**Exercise brief:** Repeat every line exactly, keeping the pictures out of the copy.
---*---
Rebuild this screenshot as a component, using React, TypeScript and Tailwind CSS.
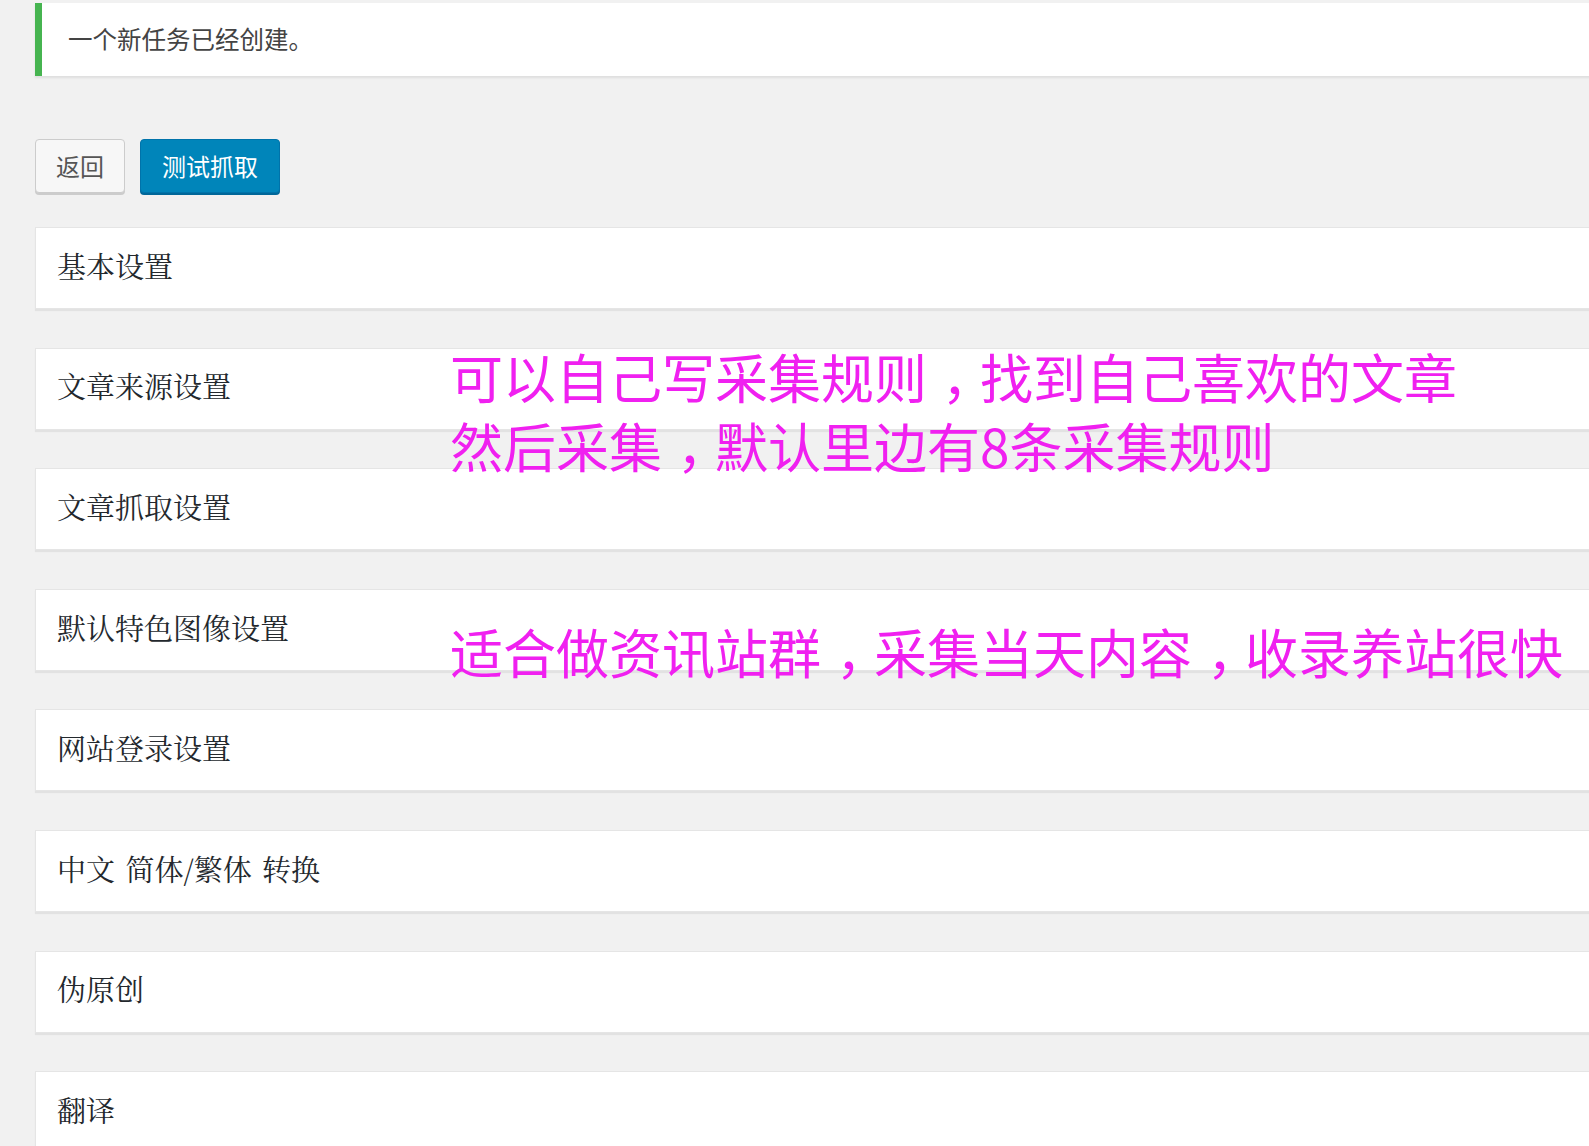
const sections = [
  '基本设置',
  '文章来源设置',
  '文章抓取设置',
  '默认特色图像设置',
  '网站登录设置',
  '中文 简体/繁体 转换',
  '伪原创',
  '翻译',
];

const sans = "font-['Noto_Sans_CJK_SC','Liberation_Sans',sans-serif]";

// full-width comma, glyph nudged toward the middle of its cell like the reference
const Comma = () => <span className="pl-[0.28em] tracking-[-0.28em]">，</span>;

export default function App() {
  return (
    <div className="relative h-[1146px] w-[1589px] overflow-hidden bg-[#f1f1f1]">
      <div className={`flex w-[1620px] flex-col pl-[35px] pt-[3px] ${sans}`}>
        {/* notice */}
        <div className="flex h-[73px] items-center border-l-[7px] border-[#46b450] bg-white pl-[26px] text-[24.5px] text-[#444] shadow-[0_2px_2px_rgba(0,0,0,0.08)]">
          一个新任务已经创建。
        </div>

        {/* buttons */}
        <div className="mt-[63px] flex gap-[15px]">
          <button className="flex h-[54px] w-[90px] items-center justify-center rounded-[4px] border border-[#cccccc] bg-[#f7f7f7] text-[24px] text-[#555] shadow-[0_2px_0_#cccccc]">
            返回
          </button>
          <button className="flex h-[54px] w-[140px] items-center justify-center rounded-[4px] border border-[#0073aa] bg-[#0085ba] text-[24px] text-white shadow-[0_2px_0_#006799]">
            测试抓取
          </button>
        </div>

        {/* setting panels */}
        <div className="mt-[34px] flex flex-col gap-[38.6px]">
          {sections.map((title) => (
            <div
              key={title}
              className="flex h-[82px] shrink-0 items-center border border-[#e5e5e5] bg-white pb-[5px] pl-[21px] shadow-[0_2px_1px_rgba(0,0,0,0.06)]"
            >
              <h2 className="font-['Noto_Serif_CJK_SC','Noto_Sans_CJK_SC',serif] text-[29px] font-normal text-[#23282d] [word-spacing:3px]">
                {title}
              </h2>
            </div>
          ))}
        </div>
      </div>

      {/* annotations over the page */}
      <div className={`absolute left-[450px] top-[342px] text-[53px] leading-[69px] text-[#f020f0] ${sans}`}>
        <p>可以自己写采集规则<Comma />找到自己喜欢的文章</p>
        <p>然后采集<Comma />默认里边有8条采集规则</p>
      </div>
      <p className={`absolute left-[450px] top-[617px] text-[53px] leading-[69px] text-[#f020f0] ${sans}`}>
        适合做资讯站群<Comma />采集当天内容<Comma />收录养站很快
      </p>
    </div>
  );
}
---*---
**Worked solution:**
Rebuild this screenshot as a component, using React, TypeScript and Tailwind CSS.
const sections = [
  '基本设置',
  '文章来源设置',
  '文章抓取设置',
  '默认特色图像设置',
  '网站登录设置',
  '中文 简体/繁体 转换',
  '伪原创',
  '翻译',
];

const sans = "font-['Noto_Sans_CJK_SC','Liberation_Sans',sans-serif]";

// full-width comma, glyph nudged toward the middle of its cell like the reference
const Comma = () => <span className="pl-[0.28em] tracking-[-0.28em]">，</span>;

export default function App() {
  return (
    <div className="relative h-[1146px] w-[1589px] overflow-hidden bg-[#f1f1f1]">
      <div className={`flex w-[1620px] flex-col pl-[35px] pt-[3px] ${sans}`}>
        {/* notice */}
        <div className="flex h-[73px] items-center border-l-[7px] border-[#46b450] bg-white pl-[26px] text-[24.5px] text-[#444] shadow-[0_2px_2px_rgba(0,0,0,0.08)]">
          一个新任务已经创建。
        </div>

        {/* buttons */}
        <div className="mt-[63px] flex gap-[15px]">
          <button className="flex h-[54px] w-[90px] items-center justify-center rounded-[4px] border border-[#cccccc] bg-[#f7f7f7] text-[24px] text-[#555] shadow-[0_2px_0_#cccccc]">
            返回
          </button>
          <button className="flex h-[54px] w-[140px] items-center justify-center rounded-[4px] border border-[#0073aa] bg-[#0085ba] text-[24px] text-white shadow-[0_2px_0_#006799]">
            测试抓取
          </button>
        </div>

        {/* setting panels */}
        <div className="mt-[34px] flex flex-col gap-[38.6px]">
          {sections.map((title) => (
            <div
              key={title}
              className="flex h-[82px] shrink-0 items-center border border-[#e5e5e5] bg-white pb-[5px] pl-[21px] shadow-[0_2px_1px_rgba(0,0,0,0.06)]"
            >
              <h2 className="font-['Noto_Serif_CJK_SC','Noto_Sans_CJK_SC',serif] text-[29px] font-normal text-[#23282d] [word-spacing:3px]">
                {title}
              </h2>
            </div>
          ))}
        </div>
      </div>

      {/* annotations over the page */}
      <div className={`absolute left-[450px] top-[342px] text-[53px] leading-[69px] text-[#f020f0] ${sans}`}>
        <p>可以自己写采集规则<Comma />找到自己喜欢的文章</p>
        <p>然后采集<Comma />默认里边有8条采集规则</p>
      </div>
      <p className={`absolute left-[450px] top-[617px] text-[53px] leading-[69px] text-[#f020f0] ${sans}`}>
        适合做资讯站群<Comma />采集当天内容<Comma />收录养站很快
      </p>
    </div>
  );
}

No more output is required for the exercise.